## Given task
Repeat the listing in full, exactly as it stands.

## Source excerpt
***

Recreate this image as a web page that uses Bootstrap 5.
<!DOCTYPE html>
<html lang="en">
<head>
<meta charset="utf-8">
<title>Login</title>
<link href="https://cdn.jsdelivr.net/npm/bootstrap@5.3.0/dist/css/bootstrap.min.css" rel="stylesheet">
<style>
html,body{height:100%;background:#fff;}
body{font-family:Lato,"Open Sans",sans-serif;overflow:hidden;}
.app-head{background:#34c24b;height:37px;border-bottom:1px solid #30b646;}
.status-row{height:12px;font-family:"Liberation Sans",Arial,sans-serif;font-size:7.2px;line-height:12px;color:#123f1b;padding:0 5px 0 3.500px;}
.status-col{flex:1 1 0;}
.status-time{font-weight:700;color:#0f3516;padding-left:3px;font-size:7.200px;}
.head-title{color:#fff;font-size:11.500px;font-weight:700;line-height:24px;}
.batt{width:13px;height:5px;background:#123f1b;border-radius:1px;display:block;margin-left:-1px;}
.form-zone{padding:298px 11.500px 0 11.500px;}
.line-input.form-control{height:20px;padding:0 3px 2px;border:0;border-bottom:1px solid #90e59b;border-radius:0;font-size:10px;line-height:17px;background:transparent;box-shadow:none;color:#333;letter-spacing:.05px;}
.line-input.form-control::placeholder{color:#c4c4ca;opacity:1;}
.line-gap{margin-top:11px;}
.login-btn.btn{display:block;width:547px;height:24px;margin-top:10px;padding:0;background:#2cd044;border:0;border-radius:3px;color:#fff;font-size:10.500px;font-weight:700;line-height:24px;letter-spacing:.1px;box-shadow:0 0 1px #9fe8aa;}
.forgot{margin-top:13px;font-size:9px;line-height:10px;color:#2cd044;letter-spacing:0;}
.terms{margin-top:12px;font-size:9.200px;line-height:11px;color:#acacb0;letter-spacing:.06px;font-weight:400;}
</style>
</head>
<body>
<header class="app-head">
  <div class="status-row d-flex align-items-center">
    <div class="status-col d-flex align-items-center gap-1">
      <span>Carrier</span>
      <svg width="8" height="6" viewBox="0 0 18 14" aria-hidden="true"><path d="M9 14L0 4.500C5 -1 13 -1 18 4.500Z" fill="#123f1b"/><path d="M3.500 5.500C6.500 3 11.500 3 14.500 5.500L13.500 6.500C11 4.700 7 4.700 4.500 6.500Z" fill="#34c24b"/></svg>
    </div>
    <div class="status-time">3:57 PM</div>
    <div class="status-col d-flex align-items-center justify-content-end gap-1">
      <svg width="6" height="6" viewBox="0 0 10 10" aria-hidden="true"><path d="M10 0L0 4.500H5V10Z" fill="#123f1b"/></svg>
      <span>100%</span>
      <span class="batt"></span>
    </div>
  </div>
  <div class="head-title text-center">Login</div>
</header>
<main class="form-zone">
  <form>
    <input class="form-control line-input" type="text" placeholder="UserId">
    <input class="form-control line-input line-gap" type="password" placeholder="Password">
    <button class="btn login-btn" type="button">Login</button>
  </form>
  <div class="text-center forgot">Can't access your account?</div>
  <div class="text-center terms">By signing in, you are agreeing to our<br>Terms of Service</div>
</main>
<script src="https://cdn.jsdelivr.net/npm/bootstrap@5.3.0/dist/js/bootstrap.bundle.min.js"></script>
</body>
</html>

***

## Output
Recreate this image as a web page that uses Bootstrap 5.
<!DOCTYPE html>
<html lang="en">
<head>
<meta charset="utf-8">
<title>Login</title>
<link href="https://cdn.jsdelivr.net/npm/bootstrap@5.3.0/dist/css/bootstrap.min.css" rel="stylesheet">
<style>
html,body{height:100%;background:#fff;}
body{font-family:Lato,"Open Sans",sans-serif;overflow:hidden;}
.app-head{background:#34c24b;height:37px;border-bottom:1px solid #30b646;}
.status-row{height:12px;font-family:"Liberation Sans",Arial,sans-serif;font-size:7.2px;line-height:12px;color:#123f1b;padding:0 5px 0 3.500px;}
.status-col{flex:1 1 0;}
.status-time{font-weight:700;color:#0f3516;padding-left:3px;font-size:7.200px;}
.head-title{color:#fff;font-size:11.500px;font-weight:700;line-height:24px;}
.batt{width:13px;height:5px;background:#123f1b;border-radius:1px;display:block;margin-left:-1px;}
.form-zone{padding:298px 11.500px 0 11.500px;}
.line-input.form-control{height:20px;padding:0 3px 2px;border:0;border-bottom:1px solid #90e59b;border-radius:0;font-size:10px;line-height:17px;background:transparent;box-shadow:none;color:#333;letter-spacing:.05px;}
.line-input.form-control::placeholder{color:#c4c4ca;opacity:1;}
.line-gap{margin-top:11px;}
.login-btn.btn{display:block;width:547px;height:24px;margin-top:10px;padding:0;background:#2cd044;border:0;border-radius:3px;color:#fff;font-size:10.500px;font-weight:700;line-height:24px;letter-spacing:.1px;box-shadow:0 0 1px #9fe8aa;}
.forgot{margin-top:13px;font-size:9px;line-height:10px;color:#2cd044;letter-spacing:0;}
.terms{margin-top:12px;font-size:9.200px;line-height:11px;color:#acacb0;letter-spacing:.06px;font-weight:400;}
</style>
</head>
<body>
<header class="app-head">
  <div class="status-row d-flex align-items-center">
    <div class="status-col d-flex align-items-center gap-1">
      <span>Carrier</span>
      <svg width="8" height="6" viewBox="0 0 18 14" aria-hidden="true"><path d="M9 14L0 4.500C5 -1 13 -1 18 4.500Z" fill="#123f1b"/><path d="M3.500 5.500C6.500 3 11.500 3 14.500 5.500L13.500 6.500C11 4.700 7 4.700 4.500 6.500Z" fill="#34c24b"/></svg>
    </div>
    <div class="status-time">3:57 PM</div>
    <div class="status-col d-flex align-items-center justify-content-end gap-1">
      <svg width="6" height="6" viewBox="0 0 10 10" aria-hidden="true"><path d="M10 0L0 4.500H5V10Z" fill="#123f1b"/></svg>
      <span>100%</span>
      <span class="batt"></span>
    </div>
  </div>
  <div class="head-title text-center">Login</div>
</header>
<main class="form-zone">
  <form>
    <input class="form-control line-input" type="text" placeholder="UserId">
    <input class="form-control line-input line-gap" type="password" placeholder="Password">
    <button class="btn login-btn" type="button">Login</button>
  </form>
  <div class="text-center forgot">Can't access your account?</div>
  <div class="text-center terms">By signing in, you are agreeing to our<br>Terms of Service</div>
</main>
<script src="https://cdn.jsdelivr.net/npm/bootstrap@5.3.0/dist/js/bootstrap.bundle.min.js"></script>
</body>
</html>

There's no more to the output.